**INSTRUCTIONS TO FOLLOW:** From the first line of the listing below, retype each line up to and including the one with "string; type: string;"; pictures stay out.

**DATASET EXCERPT:**
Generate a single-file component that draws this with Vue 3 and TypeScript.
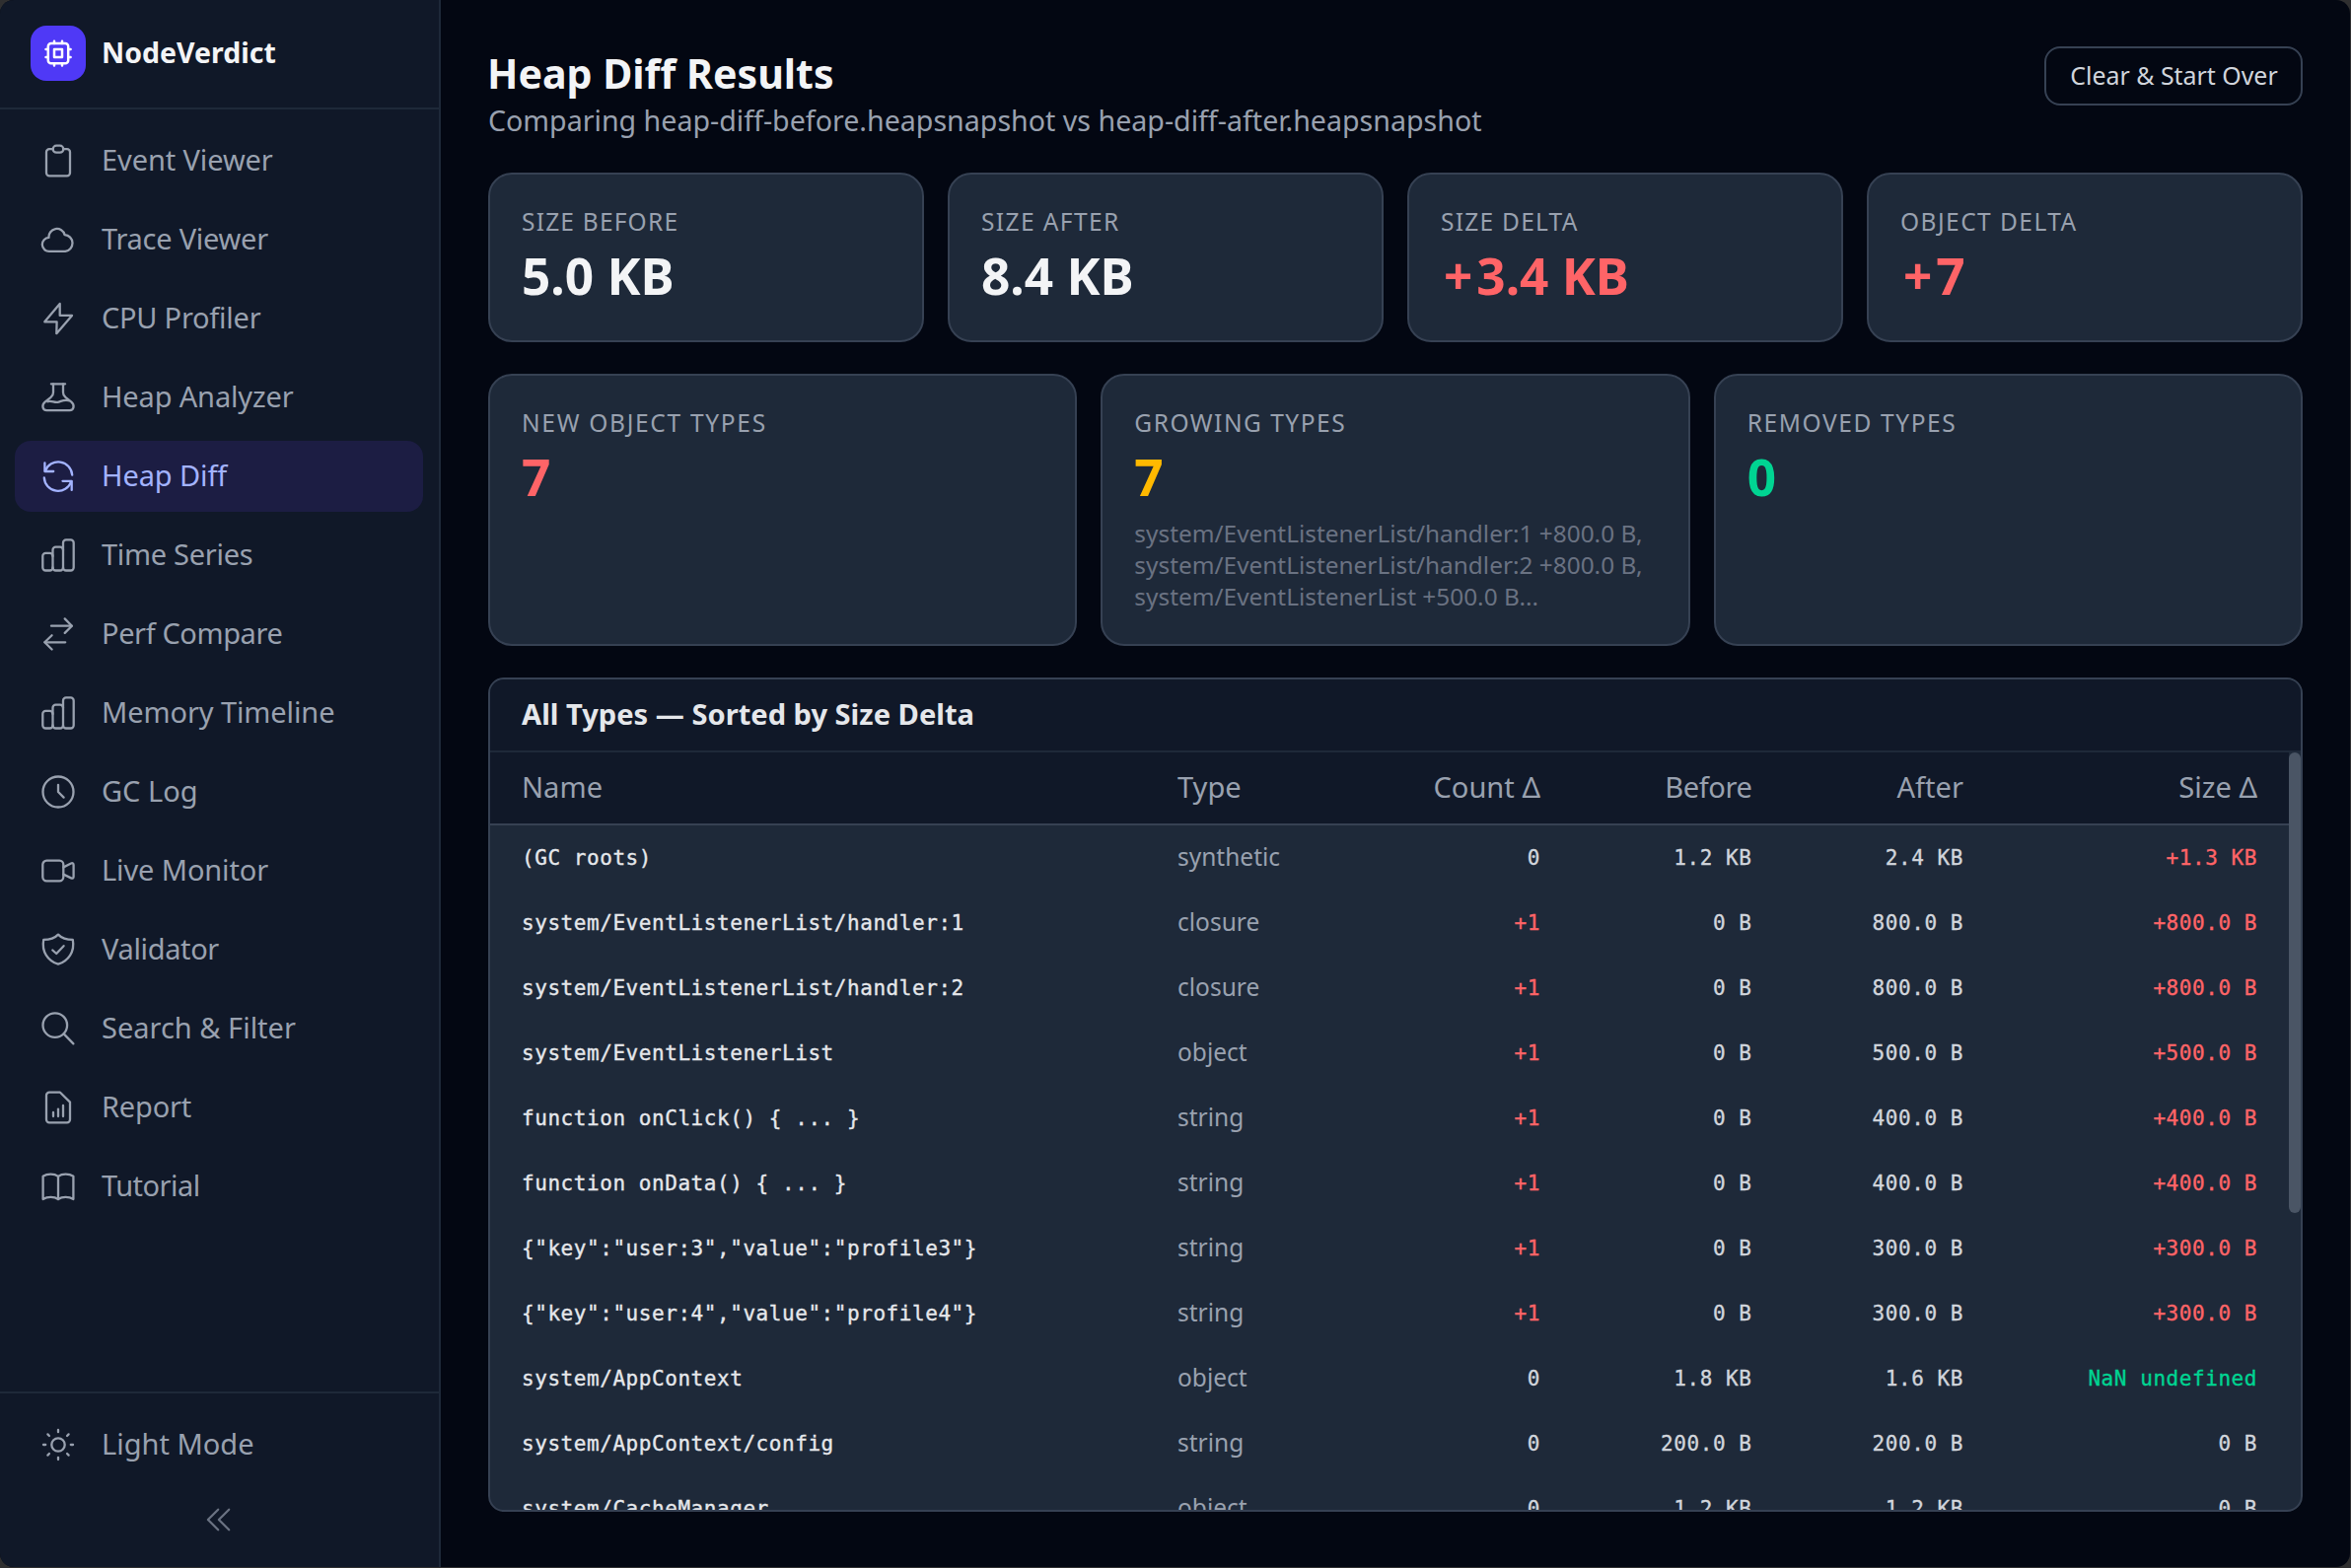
<script setup lang="ts">
interface NavItem { label: string; spacing: number; paths: string[]; active?: boolean }
interface Stat { label: string; value: string; sign?: string; tone?: string; spacing: number; preview?: string[] }
interface Row { name: string; type: string; count: string; before: string; after: string; size: string }

const bars = [
  'M7.3 17.9h4.2a3 3 0 0 1 3 3v11.6a3 3 0 0 1-3 3H7.3a3 3 0 0 1-3-3V20.9a3 3 0 0 1 3-3z',
  'M14.5 21v-6.3a3 3 0 0 1 3-3H22a3 3 0 0 1 3 3v17.8a3 3 0 0 1-3 3h-4.5a3 3 0 0 1-3-3',
  'M25 15V7.4a3 3 0 0 1 3-3h4.7a3 3 0 0 1 3 3v25.1a3 3 0 0 1-3 3H28a3 3 0 0 1-3-3',
]

const nav: NavItem[] = [
  { label: 'Event Viewer', spacing: -0.1, paths: ['M14.7 8.2H11a3 3 0 0 0-3 3v21.1a3 3 0 0 0 3 3h18a3 3 0 0 0 3-3V11.2a3 3 0 0 0-3-3h-3.7', 'M18.2 4.7h3.6a3.5 3.5 0 0 1 0 7h-3.6a3.5 3.5 0 0 1 0-7z'] },
  { label: 'Trace Viewer', spacing: -0.25, paths: ['M10.5 17.9A7 7 0 0 0 11.2 31.9H27.2A8.45 8.45 0 0 0 26.6 15.1A8.2 8.2 0 0 0 10.5 17.9z'] },
  { label: 'CPU Profiler', spacing: -0.25, paths: ['M21.7 4.9L6.3 23.3H18.6L18.3 35.2L34 16.9H21.7z'] },
  { label: 'Heap Analyzer', spacing: -0.15, paths: ['M12.9 6.3h14.2', 'M15 6.5v8.6c0 2-.8 3.6-2.4 4.7l-6 4.8c-3.6 3-2.6 8.6 1.8 8.6h23.2c4.4 0 5.4-5.6 1.8-8.6l-6-4.8c-1.6-1.1-2.4-2.7-2.4-4.7V6.5', 'M9.3 24.2c4.5-1.4 7 1.8 11.2.4s6-2.6 10.2-1.4'] },
  { label: 'Heap Diff', spacing: -0.1, active: true, paths: ['M6.4 6.4V15h8.8', 'M6.9 14.6A14.1 14.1 0 0 1 34.2 18.6', 'M33.7 33.9V24.8h-9.2', 'M5.8 21.4A14.1 14.1 0 0 0 33.2 25.3'] },
  { label: 'Time Series', spacing: -0.3, paths: bars },
  { label: 'Perf Compare', spacing: -0.4, paths: ['M13 11.7h20.6', 'M26.7 4.4l7.2 7.3-7.2 7.2', 'M27.2 28.3H6.5', 'M13.6 21.2l-7.3 7.1 7.3 7.2'] },
  { label: 'Memory Timeline', spacing: -0.1, paths: bars },
  { label: 'GC Log', spacing: 0, paths: ['M20 4.5a15.5 15.5 0 1 0 0 31a15.5 15.5 0 0 0 0-31z', 'M20 12.8V20l5.6 5.6'] },
  { label: 'Live Monitor', spacing: -0.12, paths: ['M8.3 9.7h13a4 4 0 0 1 4 4v12.6a4 4 0 0 1-4 4h-13a4 4 0 0 1-4-4V13.7a4 4 0 0 1 4-4z', 'M25.4 16.4l7.7-3.9c1.5-.7 2.5 0 2.5 1.5v11.9c0 1.5-1 2.2-2.5 1.5l-7.7-3.8'] },
  { label: 'Validator', spacing: -0.35, paths: ['M20 4.6C17 7.8 11 9.9 5.2 9.9C3 22 9.5 31.5 20 34.7C30.5 31.5 37 22 34.8 9.9C29 9.9 23 7.8 20 4.6z', 'M14.3 20.5l3.9 3.5 7.4-7.8'] },
  { label: 'Search & Filter', spacing: 0, paths: ['M16.8 4.3a12.3 12.3 0 1 0 0 24.6a12.3 12.3 0 0 0 0-24.6z', 'M25.7 25.4l9.7 10'] },
  { label: 'Report', spacing: -0.2, paths: ['M22 4.7H11a3 3 0 0 0-3 3v24.6a3 3 0 0 0 3 3h18a3 3 0 0 0 3-3V14.6z', 'M15 25v4.1', 'M20 21.6v7.5', 'M25 18v11.1'] },
  { label: 'Tutorial', spacing: -0.5, paths: ['M20 9.9C16 7 9 7 4.6 9.8V33C9 30.2 16 30.2 20 33C24 30.2 31 30.2 35.4 33V9.8C31 7 24 7 20 9.9z', 'M20 10v23'] },
]

const sunRays = Array.from({ length: 8 }, (_, i) => i * 45)

const summary: Stat[] = [
  { label: 'Size Before', value: '5.0 KB', spacing: 1.2 },
  { label: 'Size After', value: '8.4 KB', spacing: 1.4 },
  { label: 'Size Delta', sign: '+', value: '3.4 KB', tone: 'up', spacing: 1.25 },
  { label: 'Object Delta', sign: '+', value: '7', tone: 'up', spacing: 1.45 },
]

const types: Stat[] = [
  { label: 'New Object Types', value: '7', tone: 'up', spacing: 1.7 },
  {
    label: 'Growing Types', value: '7', tone: 'warn', spacing: 1.5,
    preview: [
      'system/EventListenerList/handler:1 +800.0 B,',
      'system/EventListenerList/handler:2 +800.0 B,',
      'system/EventListenerList +500.0 B...',
    ],
  },
  { label: 'Removed Types', value: '0', tone: 'down', spacing: 1.6 },
]

const rows: Row[] = [
  { name: '(GC roots)', type: 'synthetic', count: '0', before: '1.2 KB', after: '2.4 KB', size: '+1.3 KB' },
  { name: 'system/EventListenerList/handler:1', type: 'closure', count: '+1', before: '0 B', after: '800.0 B', size: '+800.0 B' },
  { name: 'system/EventListenerList/handler:2', type: 'closure', count: '+1', before: '0 B', after: '800.0 B', size: '+800.0 B' },
  { name: 'system/EventListenerList', type: 'object', count: '+1', before: '0 B', after: '500.0 B', size: '+500.0 B' },
  { name: 'function onClick() { ... }', type: 'string', count: '+1', before: '0 B', after: '400.0 B', size: '+400.0 B' },
  { name: 'function onData() { ... }', type: 'string', count: '+1', before: '0 B', after: '400.0 B', size: '+400.0 B' },
  { name: '{"key":"user:3","value":"profile3"}', type: 'string', count: '+1', before: '0 B', after: '300.0 B', size: '+300.0 B' },
  { name: '{"key":"user:4","value":"profile4"}', type: 'string', count: '+1', before: '0 B', after: '300.0 B', size: '+300.0 B' },
  { name: 'system/AppContext', type: 'object', count: '0', before: '1.8 KB', after: '1.6 KB', size: 'NaN undefined' },
  { name: 'system/AppContext/config', type: 'string', count: '0', before: '200.0 B', after: '200.0 B', size: '0 B' },
  { name: 'system/CacheManager', type: 'object', count: '0', before: '1.2 KB', after: '1.2 KB', size: '0 B' },
]

const tone = (v: string) => (v.startsWith('+') ? 'up' : v.startsWith('NaN') ? 'down' : '')
</script>

<template>
  <div class="app">
    <aside class="sidebar">
      <div class="brand">
        <span class="logo">
          <svg viewBox="0 0 40 40" width="40" height="40">
            <path d="M12.8 10h14.4a3 3 0 0 1 3 3v14.2a3 3 0 0 1-3 3H12.8a3 3 0 0 1-3-3V13a3 3 0 0 1 3-3z" />
            <path d="M16 16h8v8h-8z" />
            <path d="M16 7.7V10M24 7.7V10M16 30.3v2.3M24 30.3v2.3M7.5 16h2.3M7.5 24h2.3M30.3 16h2.3M30.3 24h2.3" />
          </svg>
        </span>
        <span class="brand-name">NodeVerdict</span>
      </div>

      <nav class="nav">
        <a v-for="item in nav" :key="item.label" class="nav-item" :class="{ active: item.active }">
          <svg class="icon" viewBox="0 0 40 40"><path v-for="(d, i) in item.paths" :key="i" :d="d" /></svg>
          <span class="nav-label" :style="{ letterSpacing: item.spacing + 'px' }">{{ item.label }}</span>
        </a>
      </nav>

      <div class="footer">
        <a class="nav-item">
          <svg class="icon" viewBox="0 0 40 40">
            <circle cx="20" cy="20" r="6.7" />
            <path v-for="r in sunRays" :key="r" d="M20 5v2.2" :transform="`rotate(${r} 20 20)`" />
          </svg>
          <span class="nav-label">Light Mode</span>
        </a>
        <a class="collapse">
          <svg class="icon" viewBox="0 0 40 40">
            <path d="M19.2 9.8L8.9 20l10.3 10.2M30.2 9.8L19.9 20l10.3 10.2" />
          </svg>
        </a>
      </div>
    </aside>

    <main class="main">
      <header class="head">
        <div>
          <h1>Heap Diff Results</h1>
          <p class="sub">Comparing heap-diff-before.heapsnapshot vs heap-diff-after.heapsnapshot</p>
        </div>
        <button class="clear">Clear &amp; Start Over</button>
      </header>

      <section class="cards four">
        <div v-for="s in summary" :key="s.label" class="card">
          <div class="label" :style="{ letterSpacing: s.spacing + 'px' }">{{ s.label }}</div>
          <div class="value" :class="s.tone"><span v-if="s.sign" class="sign">{{ s.sign }}</span>{{ s.value }}</div>
        </div>
      </section>

      <section class="cards three">
        <div v-for="s in types" :key="s.label" class="card">
          <div class="label" :style="{ letterSpacing: s.spacing + 'px' }">{{ s.label }}</div>
          <div class="value" :class="s.tone">{{ s.value }}</div>
          <div v-if="s.preview" class="preview">
            <div v-for="line in s.preview" :key="line">{{ line }}</div>
          </div>
        </div>
      </section>

      <section class="panel">
        <h2>All Types — Sorted by Size Delta</h2>
        <div class="scroller">
          <div class="table">
            <div class="tr th">
              <span>Name</span><span>Type</span><span class="num">Count Δ</span><span class="num tight">Before</span><span class="num">After</span><span class="num">Size Δ</span>
            </div>
            <div v-for="r in rows" :key="r.name" class="tr td">
              <span class="mono name">{{ r.name }}</span>
              <span class="type">{{ r.type }}</span>
              <span class="mono num" :class="tone(r.count)">{{ r.count }}</span>
              <span class="mono num">{{ r.before }}</span>
              <span class="mono num">{{ r.after }}</span>
              <span class="mono num" :class="tone(r.size)">{{ r.size }}</span>
            </div>
          </div>
          <div class="track"><div class="thumb"></div></div>
        </div>
      </section>
    </main>
  </div>
</template>

<style>
html, body { margin: 0; background: #2f2f30; overflow: hidden; }
</style>

<style scoped>
.app {
  box-sizing: border-box;
  display: flex;
  width: 2383px;
  height: 1589px;
  border-radius: 14px;
  overflow: hidden;
  background: #030712;
  color: #f3f4f6;
  font-family: "Noto Sans", "Open Sans", sans-serif;
}
.app * { box-sizing: border-box; }
svg { fill: none; stroke: currentColor; stroke-width: 2.3; stroke-linecap: round; stroke-linejoin: round; display: block; }

.sidebar {
  flex: none;
  width: 447px;
  display: flex;
  flex-direction: column;
  background: #101828;
  border-right: 2px solid #1e2939;
}
.brand {
  height: 111px;
  display: flex;
  align-items: center;
  gap: 16px;
  padding: 0 0 1px 31px;
  border-bottom: 2px solid #1e2939;
}
.logo {
  width: 56px;
  height: 56px;
  display: flex;
  align-items: center;
  justify-content: center;
  border-radius: 16px;
  background: #4f39f6;
  color: #fff;
}
.logo svg { stroke-width: 2.5; }
.brand-name { font-size: 28.5px; font-weight: 700; line-height: 40px; padding-bottom: 2px; }

.nav { flex: 1; display: flex; flex-direction: column; gap: 8px; padding: 16px 16px 0 15px; }
.nav-item {
  height: 72px;
  display: flex;
  align-items: center;
  gap: 24px;
  padding-left: 24px;
  border-radius: 16px;
  color: #99a1af;
  font-size: 29px;
}
.nav-item.active { background: #1c1d43; color: #a3b3ff; }
.icon { width: 40px; height: 40px; flex: none; }
.nav-label { line-height: 40px; padding-bottom: 2px; white-space: nowrap; }
.footer { height: 178px; border-top: 2px solid #1e2939; padding: 16px 16px 0 15px; }
.collapse { height: 80px; display: flex; align-items: center; justify-content: center; color: #6a7282; }

.main { flex: 1; min-width: 0; display: flex; flex-direction: column; gap: 32px; padding: 47px 48px 56px; }
.head { display: flex; justify-content: space-between; align-items: flex-start; height: 96px; }
h1 { margin: 0 0 0 -1px; font-size: 41.1px; font-weight: 700; line-height: 54px; }
.sub { margin: 0; font-size: 28.6px; line-height: 42px; color: #99a1af; }
.clear {
  width: 262px;
  height: 60px;
  padding: 0 0 2px 1px;
  border: 2px solid #364153;
  border-radius: 16px;
  background: transparent;
  color: #d1d5dc;
  font: 400 24.9px/36px "Noto Sans", sans-serif;
  white-space: nowrap;
}

.cards { display: grid; gap: 24px; }
.four { grid-template-columns: repeat(4, 1fr); height: 172px; }
.three { grid-template-columns: repeat(3, 1fr); height: 276px; }
.card { padding: 32px; border: 2px solid #364153; border-radius: 24px; background: #1e2939; min-width: 0; }
.label { font-size: 24.5px; line-height: 31px; color: #99a1af; text-transform: uppercase; white-space: nowrap; }
.value { margin-top: 5px; font-size: 51.3px; font-weight: 700; line-height: 68px; white-space: nowrap; }
.sign { margin: 0 4px 0 3px; }
.preview { margin-top: 8px; font-size: 24.4px; line-height: 32px; color: #6a7282; white-space: nowrap; }
.warn { color: #ffb900; }
.up, .mono.up { color: #ff6467; }
.down, .mono.down { color: #00d492; }

.panel {
  height: 846px;
  border: 2px solid #364153;
  border-radius: 16px;
  background: #1e2939;
  overflow: hidden;
  display: flex;
  flex-direction: column;
}
h2 {
  flex: none;
  margin: 0;
  height: 74px;
  padding: 0 32px;
  border-bottom: 2px solid #1e2939;
  background: #101828;
  color: #e5e7eb;
  font-size: 29.1px;
  font-weight: 700;
  line-height: 71px;
}
.scroller { flex: 1; min-height: 0; display: flex; overflow: hidden; }
.table { flex: 1; min-width: 0; }
.tr {
  display: grid;
  grid-template-columns: 665px 150px 218px 214.5px 214.5px 298px;
  align-items: center;
  padding: 0 32px;
  white-space: pre;
}
.th { height: 74px; padding-bottom: 2px; background: #101828; border-bottom: 2px solid #364153; color: #99a1af; font-size: 29.1px; line-height: 40px; }
.td { height: 66px; }
.num { text-align: right; }
.tight { letter-spacing: -0.4px; }
.mono {
  font-family: "DejaVu Sans Mono", monospace;
  font-size: 21px;
  letter-spacing: 0.557px;
  line-height: 32px;
  color: #d1d5dc;
  -webkit-text-stroke: 0.35px currentColor;
}
.mono.name { color: #e5e7eb; }
.type { font-size: 24.5px; line-height: 32px; padding-bottom: 2px; color: #99a1af; }
.track { flex: none; width: 12px; }
.thumb { height: 467px; border-radius: 6px; background: #4a5565; }
</style>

**EXPECTED ANSWER:**
Generate a single-file component that draws this with Vue 3 and TypeScript.
<script setup lang="ts">
interface NavItem { label: string; spacing: number; paths: string[]; active?: boolean }
interface Stat { label: string; value: string; sign?: string; tone?: string; spacing: number; preview?: string[] }
interface Row { name: string; type: string; count: string; before: string; after: string; size: string }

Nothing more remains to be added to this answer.